# Fees associated with relocation to Mexico



## conorkilleen (Apr 28, 2010)

Hello again everyone,
I am submitting my relocation proposal to our leadership group in the coming weeks. I have a good sence of what the living costs are, however I am still searching for costs associated with the following: (just looking for ballpark estimates)

The overall situation is to relocate my home office from the US to Monterrey Mexico to work closer with our Mexican partner company there. The plan would be to live in Mexico and occasionally visit out home office back in the states (cada 180 dias)

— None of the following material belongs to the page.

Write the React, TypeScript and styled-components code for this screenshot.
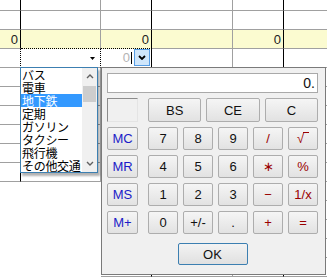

Needs costs for the following:
-bringing a 2007 Ford Escape with 100,000 miles into Mexico to use as a personal vehical.
-Visas and forms for immigration needed
-costs I am not knowledgeable of (what am I missing?)


thanks


----------



## RVGRINGO (May 16, 2007)

If you are going to live and work in Mexico, you will need to apply for an FM3 visa within 30 days of entering Mexico with an FMM permit. That application will cost about the equivalent of $175 USD and annual renewals will cost around $120 USD. You will also need to apply for permission to work in Mexico from INM and you will need to have the support of your employer for that application to be added to your visa.
When you enter Mexico, you will need to obtain an 'importada temporal' from bancercito at the border. I think the fee is about $60 USD. You may do this on an FMM but may not leave the car in Mexico, if you should leave, until you have obtained an FM3 visa. You may not ever sell the car or any part of it in Mexico and must eventually remove it from the country, even if it must be towed out.


----------